Speaker
Description
$(\alpha,n)$ reactions are needed to model a wide range of physical process ranging from the amount of neutrons available for the astrophysical $s$-process to the neutron energy spectrum emitted from radioactive fuel storage containers. Yet the cross sections of these reactions often have large, or worse yet uncharacterized, uncertainties that result in inconsistency between model and direct measurement. By evaluating past measurements and through the increased accuracy of modern neutron transport codes, errors in the efficiency determination of many past experiments have been realized.

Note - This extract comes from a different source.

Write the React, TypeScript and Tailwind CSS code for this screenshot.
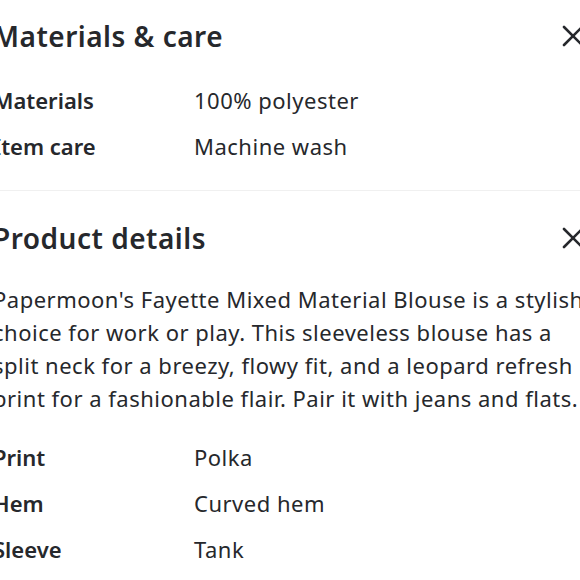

In addition, many applications require not only the total reaction cross section, but the partial cross section to different final states, which could not be determined with the thermalized neutron counters used for the majority of past measurements. To improve on these past measurements, we have developed an efficient measurement technique at the University of Notre Dame Nuclear Science Laboratory using the combination of a high current accelerator, deuterated liquid scintillators, and spectrum unfolding. This has enabled us to obtain partial differential cross sections for the $^{13}$C$(\alpha,n)^{16}$O reaction, which extend from laboratory $\alpha$-particle energies of 0.8 to 6.5~MeV in approximately 10~keV energy steps at 18 angles between 0 and 160$^\circ$, resulting in over 700 distinct angular distributions. These measurements not only cover a wide energy range but are also the first to extend below 1~MeV. To demonstrate one impact of these data, we use these differential data to augment the previous state-of-the-art $R$-matrix fit of the low energy $^{13}$C$(\alpha,n)^{16}$O reaction and use Bayesian uncertainty estimation to demonstrate that the differential data decreases the uncertainty by a factor of two, from $\approx$10\% to $\approx$5\% over the energy region of astrophysical interest.